Beta Testing

I was reading a couple of articles this morning on C|Net about beta testing iOS 9 and OS X El Capitan. Both articles recommended being wary of beta testing because of the chance of running into bugs. There’s more to it than that though.

I used to beta test software, but stopped doing it quite a while back, mainly because I felt it was too much work for too little reward. I beta tested a couple of games and paint programs for the Apple IIGS, and AOL 3.0 and 4.0 for the Mac. It was nice getting early access to software, but to my mind, if you’re going to be a beta tester, you owe it to the developer to really put the software through its paces, note where something is going wrong, and report what you found. This can take quite a bit of time.

A good example was a problem that turned up with AOL 3, which was a major rewrite designed to bring the Mac software to parity with the Windows software.

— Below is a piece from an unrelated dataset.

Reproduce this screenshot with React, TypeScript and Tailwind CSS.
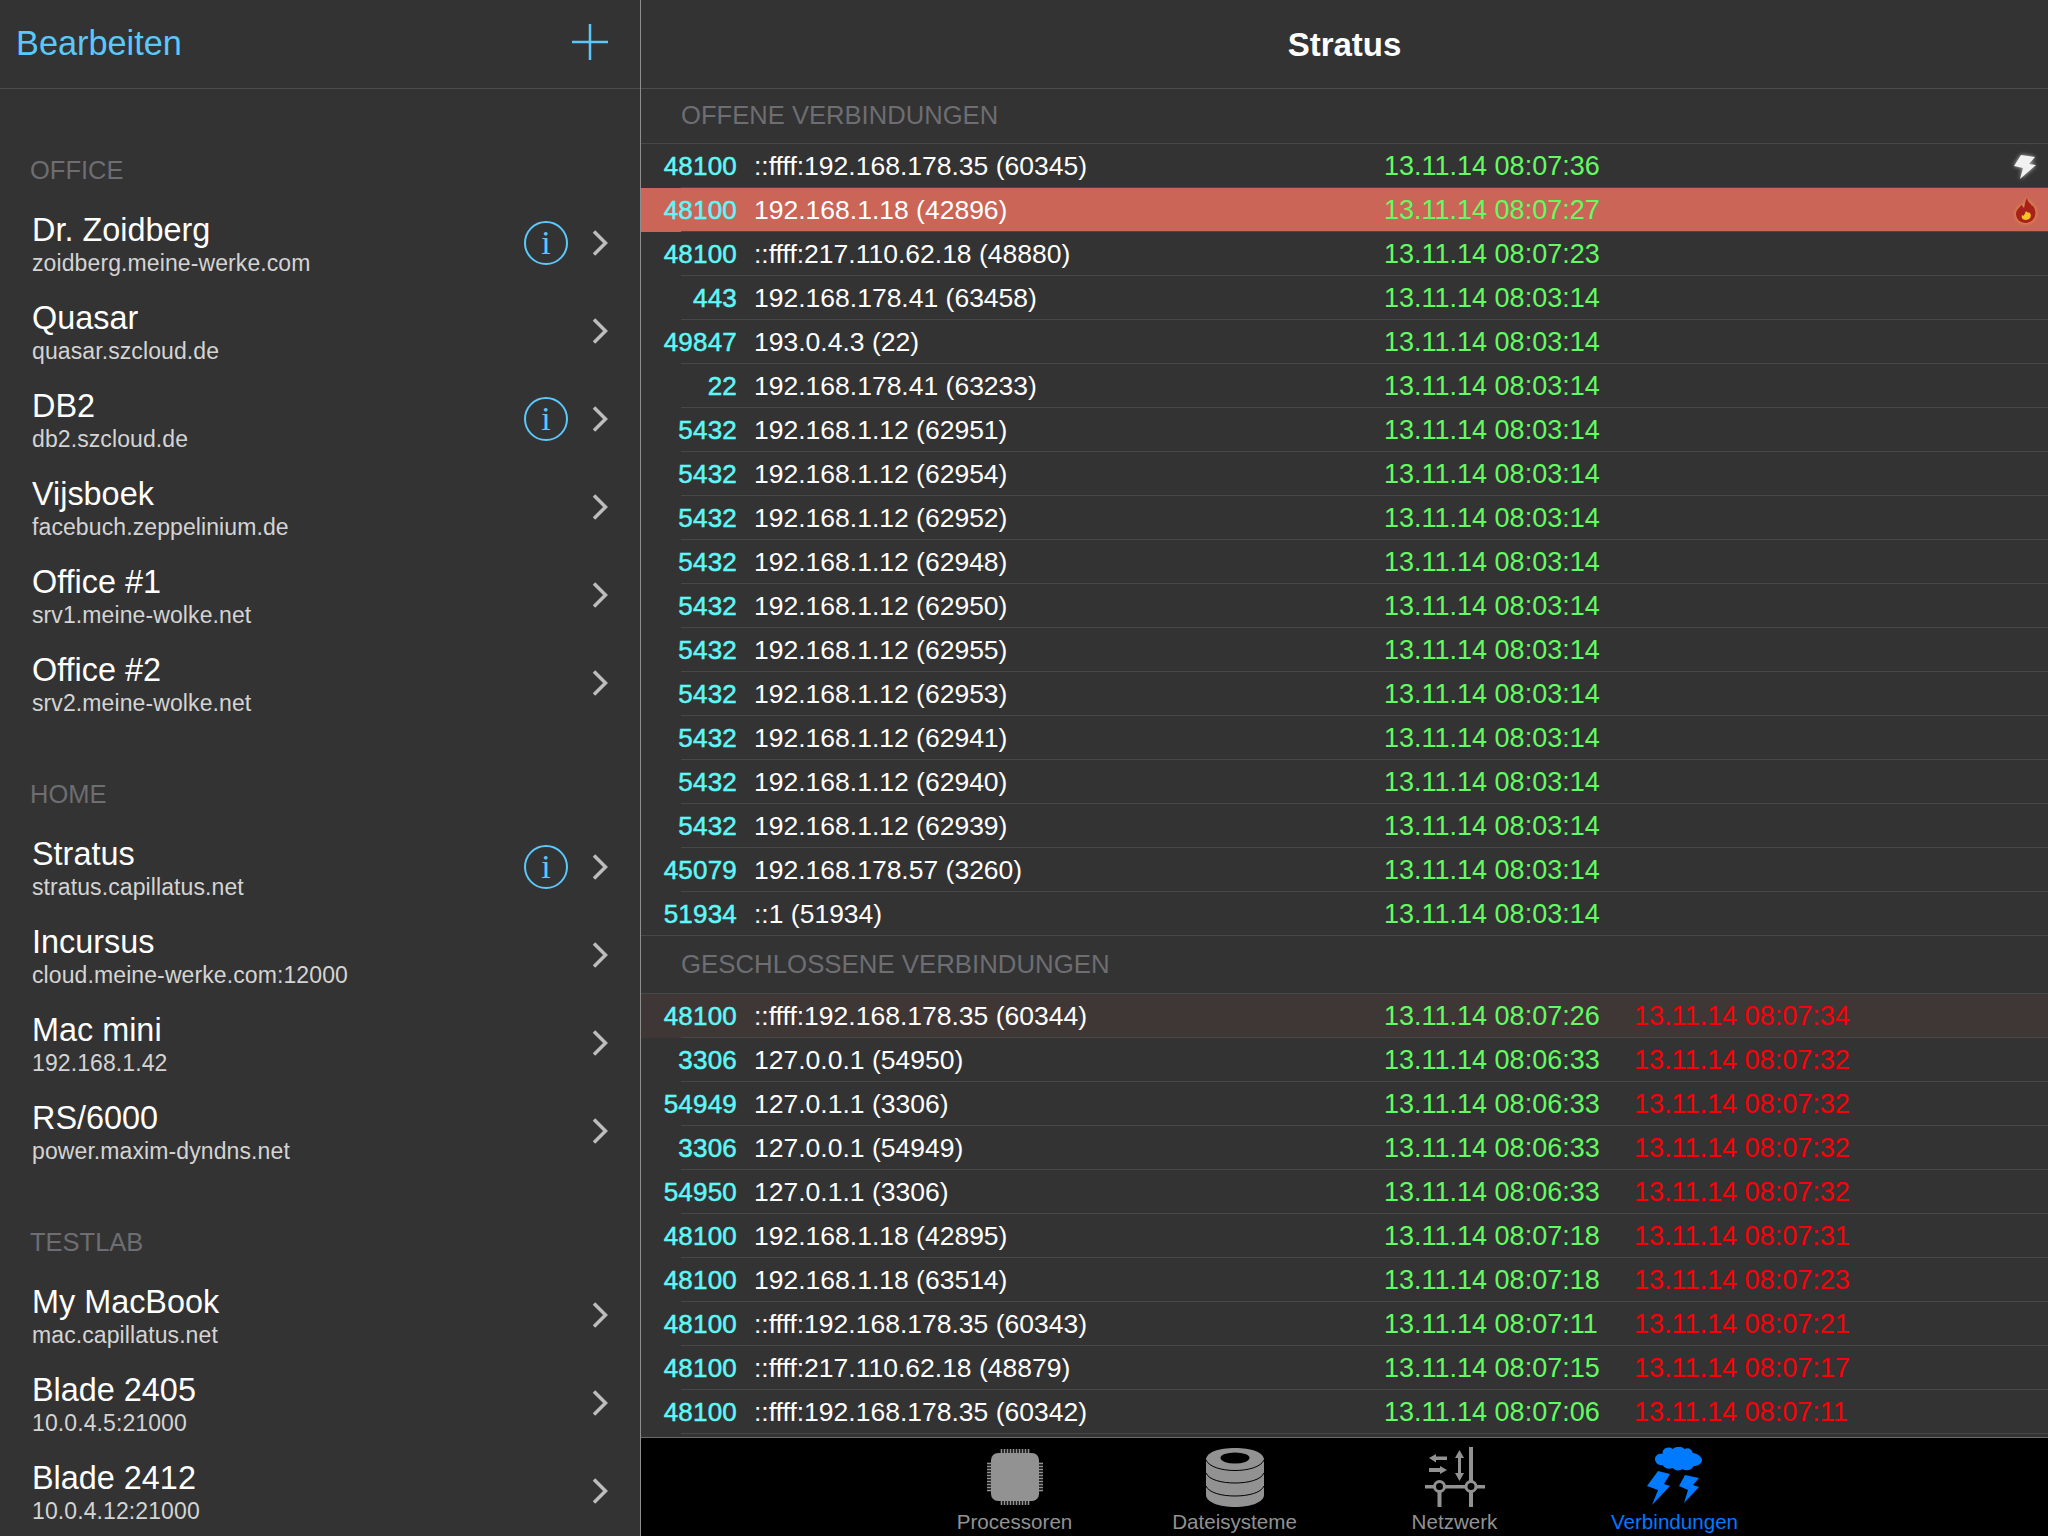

There was some sort of crashing bug, which I mentioned in passing on the beta message board. The project manager (rightly) took me to task for both being non-descriptive, and not posting a formal bug report. I ended up spending the entire afternoon figuring out what steps I was crashing on, then writing up a description of those steps, and posting it in both the feedback form and the message board. The project manager was nice enough to reply that the report was exactly the kind of detail they were looking for, and that they had found the cause of the bug.

This is all well and good, but eventually I tired of putting in that kind of work testing, and it’s not fair to the developer to beta test if you’re not willing to let them know what you found wrong. I’m perfectly content to wait until the software actually comes out, especially in the case of an operating system.